Diario de una epidemia 12 –
Hay días que también practicamos en casa eso que han llamado el distanciamiento social. Normalmente la noche antes de ir por la mañana a hacer la compra. Como forma de entrenamiento. Estamos tan acostumbrados a las dimensiones reducidas de nuestra casa y somos tan sobones de carácter, o por lo menos comparado con lo habitual por estas latitudes mesetarias, que necesitamos interiorizar la distancia mínima de metro y medio antes de salir de casa.
Nos preparamos la cena, pero dividimos la cocina en cuadrantes, de forma que nadie puede invadir el espacio donde esté el otro. Nos sentamos cada uno en un extremo de la mesa. No nos tocamos. Incluso el niño, que todavía a veces se pone caprichoso y no quiere comer solo, ese día se tiene que aguantar y apañárselas sin ninguno de nosotros. Es la ley de los virus, nos decimos. Y bajamos la mirada, que es lo que más nos cuesta en el mundo exterior, eso de no mirar a la gente a los ojos.
Luego, nos turnamos para salir y, de este modo, no agolparnos en el quicio de la puerta y, entonces, esa noche dormimos cada uno en una habitación. Mi chica y yo nos turnamos para dormir en el salón. Y si esa noche la cosa es propicia, entonces también hacemos sexting, como recomiendan las autoridades en la materia, lo cual nos sirve de paso para avivar la chispa de la relación.

De esta manera, cuando al día siguiente salimos a la compra ni nos despedimos ni nada, aunque eso nos resulta fácil, pues aquí, en Valladolid, ya tenemos la costumbre de no decir ni pío cuando nos saludamos por la calle según con qué personas. Levantamos el mentón un poco, mirando a nuestro interpelado y, como mucho, decimos un ¡venga!, que es una manera de mantener la educación dejando claro, al mismo tiempo, que ni de palo nos vamos a parar. Son ventajas culturales. Por eso, aquí la curva se está aplanando más rápido que en otros sitios.

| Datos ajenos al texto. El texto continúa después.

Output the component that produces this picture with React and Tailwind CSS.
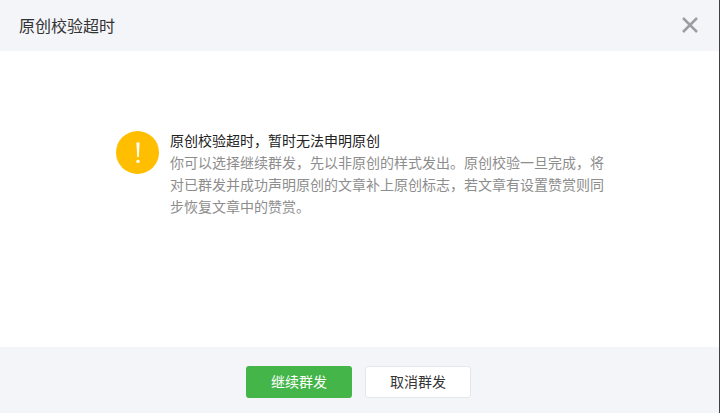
import React from 'react';

export default function App() {
  return (
    <div className="flex h-[413px] w-[720px] flex-col overflow-hidden border-r border-[#404040] bg-white font-['Noto_Sans_CJK_SC',sans-serif]">
      <div className="flex h-[51px] shrink-0 items-center justify-between bg-[#f4f5f9] pb-[2px] pl-[19px] pr-[21px]">
        <h3 className="text-base leading-[24px] text-[#333333]">原创校验超时</h3>
        <svg width="16" height="16" viewBox="0 0 16 16" className="text-[#9a9da3]">
          <path d="M1 1L15 15M15 1L1 15" stroke="currentColor" strokeWidth="2.5" fill="none" />
        </svg>
      </div>

      <div className="flex flex-1 items-start pl-[116px] pt-[80px]">
        <div className="flex h-[43px] w-[43px] shrink-0 items-center justify-center rounded-full bg-[#ffbe00]">
          <svg width="6" height="24" viewBox="0 0 6 24">
            <path d="M1.4 1.5h3.2L3.8 16H2.2z" fill="#fff" />
            <circle cx="3" cy="20.4" r="1.7" fill="#fff" />
          </svg>
        </div>
        <div className="ml-[11px] -mt-[2px] w-[436px] text-sm leading-[22px]">
          <p className="text-[#222222]">原创校验超时，暂时无法申明原创</p>
          <p className="text-[#8d8d8d]">
            你可以选择继续群发，先以非原创的样式发出。原创校验一旦完成，将对已群发并成功声明原创的文章补上原创标志，若文章有设置赞赏则同步恢复文章中的赞赏。
          </p>
        </div>
      </div>

      <div className="flex h-[66px] shrink-0 gap-[13px] bg-[#f4f5f9] pl-[246px] pt-[19px]">
        <button className="h-8 w-[106px] rounded-[3px] bg-[#44b549] pb-[2px] text-sm text-white">继续群发</button>
        <button className="h-8 w-[106px] rounded-[3px] border border-[#e4e8eb] bg-white pb-[2px] text-sm text-[#353535]">取消群发</button>
      </div>
    </div>
  );
}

La cuestión es que luego, en el supermercado o en la tienda, se hace duro y raro tener que esquivar continuamente a todo el mundo. El otro día, por ejemplo, andaba haciendo la compra con mi carrito y tuve que preguntarle algo a un dependiente. Me resultó bastante incómodo. De primeras, me coloqué tan lejos que no me oía cuando le pedí ayuda. Entonces, me acerqué un poco más, aunque siempre manteniendo la distancia del carro entre nosotros, y lo volví a intentar. El hombre solo advirtió en ese momento mi presencia y, con cierta alarma, retrocedió un par de pasos. Ni él ni yo llevábamos mascarilla, así que cuando me dirigía a él, procuraba hacerlo de forma oblicua, es decir, mirando para un lado. Él, por su parte, hacía lo mismo, pero en dirección contraria a la mía. Lo que pasaba es que el hilo musical no nos dejaba oírnos. Y si yo daba dos pasos hacia él, el hombre los daba para atrás. Si me cambiaba de esquina del carrito, él recuperaba la diagonal desplazándose al instante. Así continuamente, en una especie de vals a distancia que duró hasta que decidí ponerme frente a frente, apuntando mi chorro de voz hacia abajo para que no se molestara. Gracias a eso pude encontrar el esparadrapo.

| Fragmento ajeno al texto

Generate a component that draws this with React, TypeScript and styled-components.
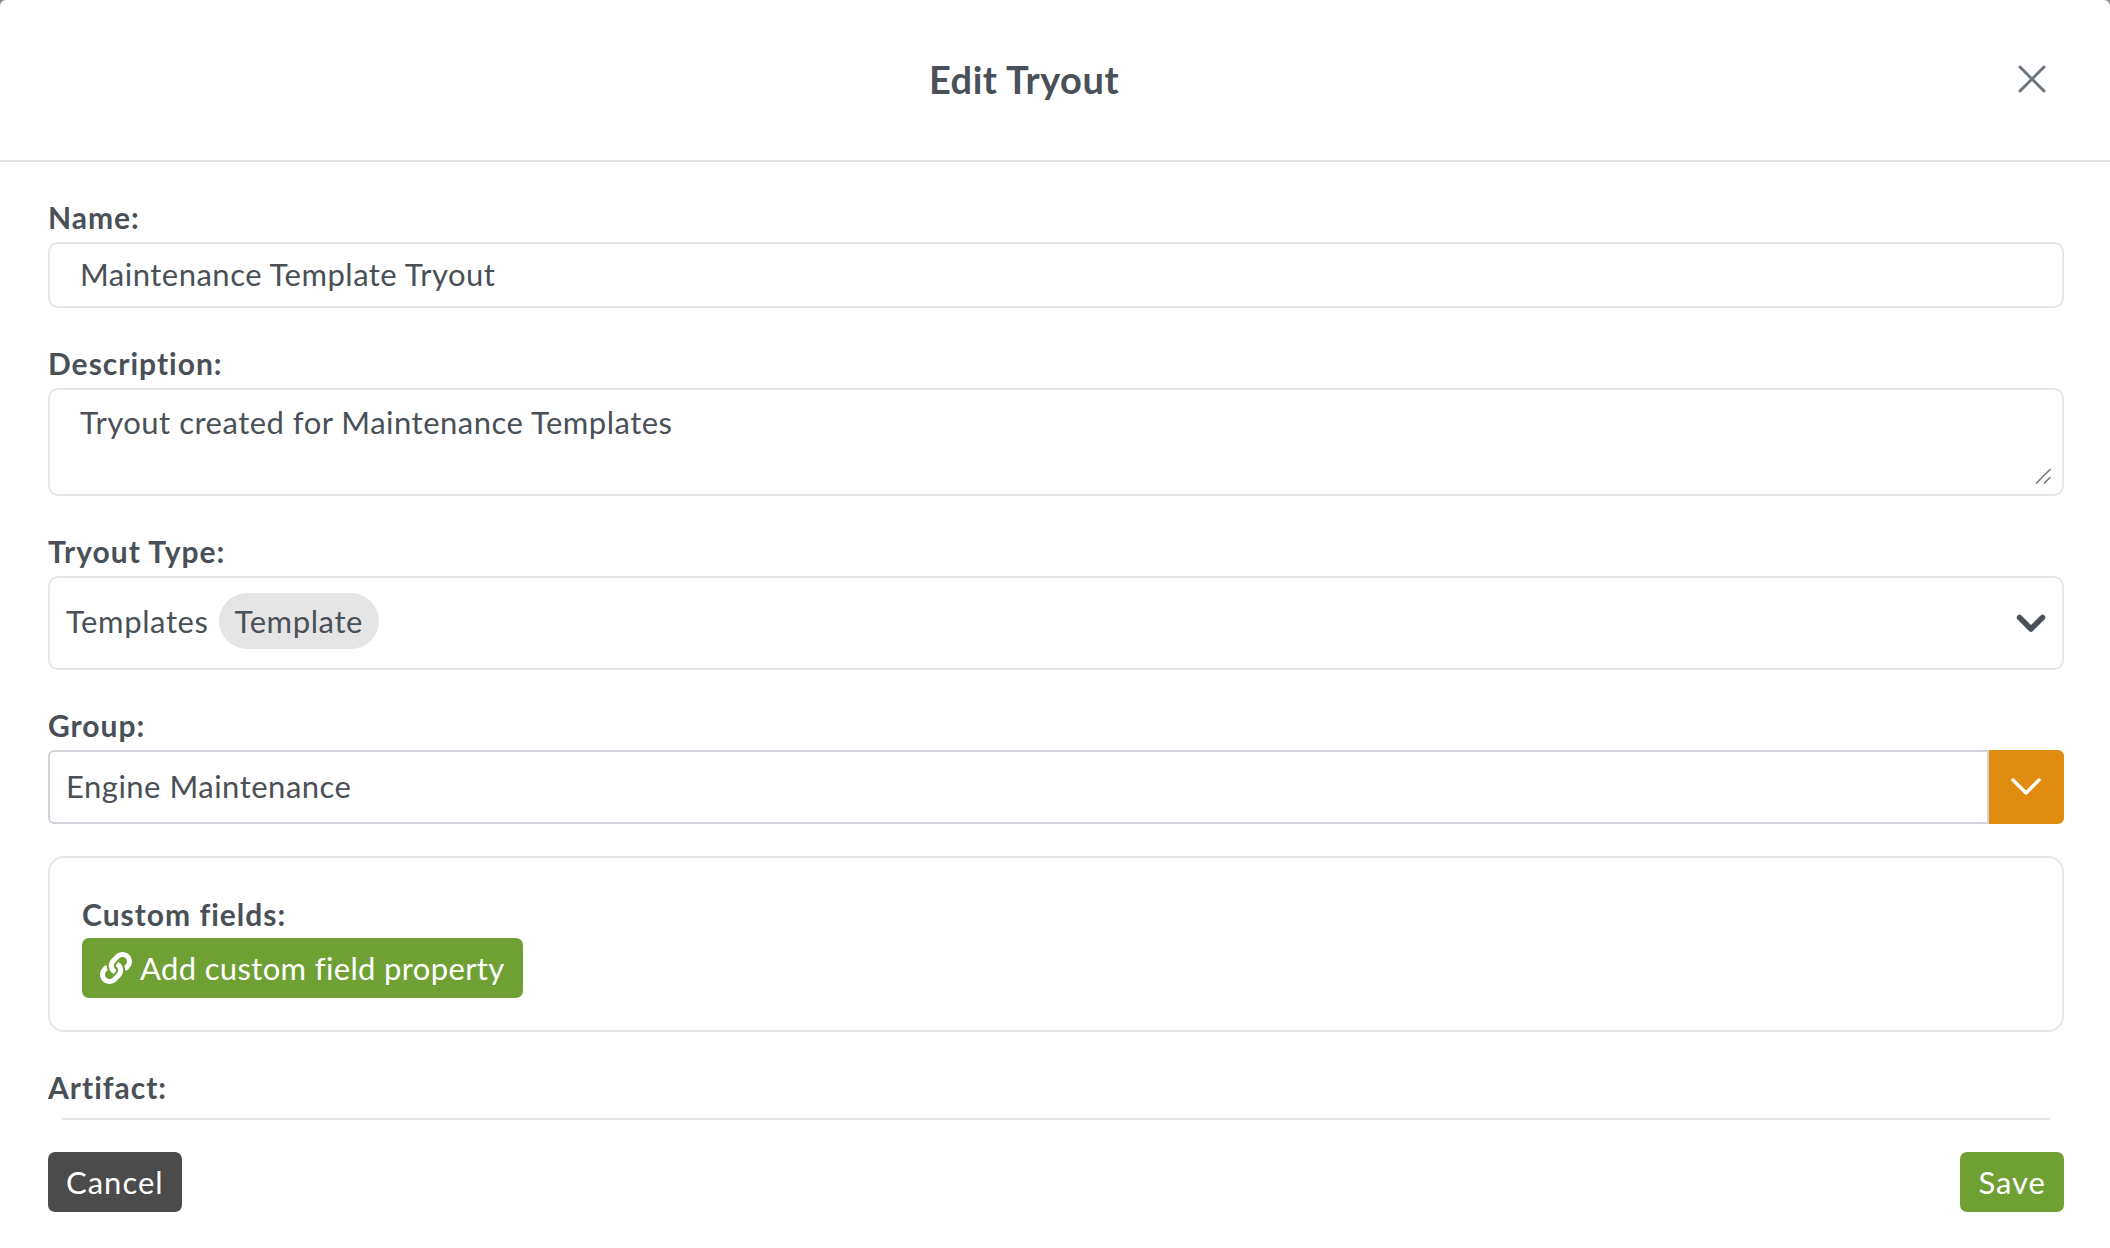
import React from 'react';
import styled, { createGlobalStyle } from 'styled-components';
import { FaLink } from 'react-icons/fa';

const Global = createGlobalStyle`
  html, body { margin: 0; padding: 0; background: #8f8f8f; }
  * { box-sizing: border-box; }
  body { font-family: Lato, "Open Sans", "Liberation Sans", sans-serif; color: #495057; }
`;

const Modal = styled.div`
  width: 2110px;
  height: 1248px;
  overflow: hidden;
  background: #fff;
  border-radius: 6px 6px 0 0;
`;

const Header = styled.header`
  height: 162px;
  display: flex;
  align-items: center;
  padding: 0 62px 2px 48px;
  border-bottom: 2px solid #dee2e6;
`;

const Title = styled.h1`
  flex: 1;
  margin: 0 16px 0 0;
  text-align: center;
  font-size: 38px;
  line-height: 48px;
  font-weight: 700;
  letter-spacing: 0.5px;
  color: #495057;
`;

const CloseButton = styled.button`
  width: 32px;
  height: 32px;
  padding: 0;
  border: 0;
  background: none;
  color: #6c757d;
  display: flex;
  align-items: center;
  justify-content: center;
`;

const Body = styled.main`
  padding: 35px 46px 0 48px;
`;

const Label = styled.label<{ $gap?: number }>`
  display: block;
  font-size: 30px;
  line-height: 40px;
  font-weight: 700;
  letter-spacing: 1px;
  color: #495057;
  margin-bottom: ${p => p.$gap ?? 5}px;
`;

const TextInput = styled.input`
  display: block;
  width: 100%;
  height: 66px;
  padding: 0 30px 3px;
  border: 2px solid #e6e6e6;
  border-radius: 10px;
  font: 400 31px Lato, sans-serif;
  letter-spacing: 0.5px;
  color: #495057;
  outline: none;
  margin-bottom: 35px;
`;

const TextAreaWrap = styled.div`
  position: relative;
  margin-bottom: 35px;
`;

const TextArea = styled.textarea`
  display: block;
  width: 100%;
  height: 108px;
  padding: 11px 30px;
  border: 2px solid #e6e6e6;
  border-radius: 10px;
  font: 400 31px/42px Lato, sans-serif;
  letter-spacing: 0.5px;
  color: #495057;
  outline: none;
  resize: none;
`;

const ResizeGrip = styled.svg`
  position: absolute;
  right: 13px;
  bottom: 12px;
  width: 16px;
  height: 16px;
`;

const SelectBox = styled.div`
  height: 94px;
  display: flex;
  align-items: center;
  justify-content: space-between;
  padding: 0 16px;
  border: 2px solid #e6e6e6;
  border-radius: 10px;
  margin-bottom: 35px;
`;

const SelectValues = styled.div`
  display: flex;
  align-items: center;
  gap: 10px;
  font-size: 31px;
  letter-spacing: 0.6px;
  margin-bottom: 5px;
`;

const Chip = styled.span`
  height: 56px;
  padding: 0 16px;
  display: flex;
  align-items: center;
  border-radius: 28px;
  background: #e5e5e5;
`;

const GroupRow = styled.div`
  display: flex;
  height: 74px;
  margin-bottom: 32px;
`;

const GroupField = styled.div`
  flex: 1;
  display: flex;
  align-items: center;
  padding: 0 16px 2px;
  border: 2px solid #ced4da;
  border-radius: 6px 0 0 6px;
  font-size: 31px;
  letter-spacing: 0.5px;
`;

const GroupToggle = styled.div`
  width: 75px;
  display: flex;
  align-items: center;
  justify-content: center;
  padding-right: 1px;
  background: #df8c11;
  border-radius: 0 6px 6px 0;
  color: #fff;
`;

const CustomCard = styled.section`
  height: 176px;
  padding: 36px 32px 0;
  border: 2px solid #e6e6e6;
  border-radius: 16px;
  margin-bottom: 35px;
`;

const PrimaryButton = styled.button<{ $tracking?: number }>`
  height: 60px;
  display: inline-flex;
  align-items: center;
  gap: 8px;
  padding: 0 18px;
  border: 0;
  border-radius: 7px;
  font: 400 31px Lato, sans-serif;
  letter-spacing: ${p => p.$tracking ?? 1}px;
  color: #fff;
  background: #6fa034;
`;

const CancelButton = styled(PrimaryButton)`
  background: #4b4b4b;
`;

const ArtifactRule = styled.hr`
  margin: 0 14px;
  border: 0;
  border-top: 2px solid #e6e6e6;
`;

const Footer = styled.footer`
  display: flex;
  justify-content: space-between;
  padding-top: 32px;
`;

export default function App() {
  return (
    <>
      <Global />
      <Modal>
        <Header>
          <Title>Edit Tryout</Title>
          <CloseButton aria-label="Close">
            <svg width="28" height="28" viewBox="0 0 28 28" fill="none" stroke="currentColor" strokeWidth="3" strokeLinecap="round">
              <path d="M2 2 L26 26 M26 2 L2 26" />
            </svg>
          </CloseButton>
        </Header>
        <Body>
          <Label>Name:</Label>
          <TextInput defaultValue="Maintenance Template Tryout" />
          <Label>Description:</Label>
          <TextAreaWrap>
            <TextArea defaultValue="Tryout created for Maintenance Templates" />
            <ResizeGrip viewBox="0 0 16 16" fill="none" stroke="#777" strokeWidth="1.5">
              <path d="M1 15.5 L15.5 1 M9 15.5 L15.5 9" />
            </ResizeGrip>
          </TextAreaWrap>
          <Label>Tryout Type:</Label>
          <SelectBox>
            <SelectValues>
              <span>Templates</span>
              <Chip>Template</Chip>
            </SelectValues>
            <svg width="30" height="20" viewBox="0 0 30 20" fill="none" stroke="#495057" strokeWidth="5.5" strokeLinecap="round" strokeLinejoin="round">
              <path d="M3.5 4.5 L15 16 L26.5 4.5" />
            </svg>
          </SelectBox>
          <Label>Group:</Label>
          <GroupRow>
            <GroupField>Engine Maintenance</GroupField>
            <GroupToggle>
              <svg width="30" height="18" viewBox="0 0 30 18" fill="none" stroke="currentColor" strokeWidth="3.4" strokeLinecap="round" strokeLinejoin="round">
                <path d="M2 2 L15 15 L28 2" />
              </svg>
            </GroupToggle>
          </GroupRow>
          <CustomCard>
            <Label $gap={4}>Custom fields:</Label>
            <PrimaryButton $tracking={0.35}>
              <FaLink size={32} />
              Add custom field property
            </PrimaryButton>
          </CustomCard>
          <Label $gap={11}>Artifact:</Label>
          <ArtifactRule />
          <Footer>
            <CancelButton>Cancel</CancelButton>
            <PrimaryButton>Save</PrimaryButton>
          </Footer>
        </Body>
      </Modal>
    </>
  );
}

Después, en la cola de las cajas nos mostramos todos ultraprecavidos. Había pegatinas en el suelo marcando la distancia mínima de higiene. Pero no había nadie que se te acercara a menos de dos metros. Y confieso que esto me sorprendió. Pensé que tal vez por eso, Valladolid se había mantenido con un cierto ritmo de contagios por detrás de otras ciudades.

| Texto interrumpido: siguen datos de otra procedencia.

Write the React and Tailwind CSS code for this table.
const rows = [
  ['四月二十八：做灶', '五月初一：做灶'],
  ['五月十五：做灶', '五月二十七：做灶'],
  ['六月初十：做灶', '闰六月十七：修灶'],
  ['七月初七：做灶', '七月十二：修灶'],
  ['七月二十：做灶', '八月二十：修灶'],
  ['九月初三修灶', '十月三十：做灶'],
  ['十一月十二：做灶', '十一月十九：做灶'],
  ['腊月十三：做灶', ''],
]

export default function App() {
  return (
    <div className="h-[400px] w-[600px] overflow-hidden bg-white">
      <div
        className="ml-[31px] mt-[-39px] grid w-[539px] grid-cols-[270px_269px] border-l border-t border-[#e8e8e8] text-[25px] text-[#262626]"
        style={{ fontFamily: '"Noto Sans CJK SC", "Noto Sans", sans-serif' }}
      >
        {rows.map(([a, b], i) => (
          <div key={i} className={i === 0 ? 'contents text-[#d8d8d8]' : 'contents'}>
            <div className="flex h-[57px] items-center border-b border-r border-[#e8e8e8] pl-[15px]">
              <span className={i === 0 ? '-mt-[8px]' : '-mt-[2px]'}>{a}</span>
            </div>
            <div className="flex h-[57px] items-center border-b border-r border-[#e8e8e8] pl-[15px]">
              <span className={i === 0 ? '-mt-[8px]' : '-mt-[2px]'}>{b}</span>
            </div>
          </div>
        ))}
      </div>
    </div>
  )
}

Así, que cuando volví a casa, me desinfecté de arriba abajo y les pedí a mi chica y a mi hijo que esa noche hiciéramos campamento en la cama, una forma de pasar tiempo juntos como si estuviéramos en una tienda de campaña. Porque si hay algo que se echa de menos de verdad es el contacto físico, esos toqueteos que inconscientemente hacemos siempre entre colegas, esos abrazos cuando nos vemos, incluso los malditos dos besos, de los que, confieso, yo nunca he sido demasiado fan. Pero ahora me da igual. La cosa es simplemente tocarnos. Y, sinceramente, después de todos esto, no sé cómo será ese primer contacto.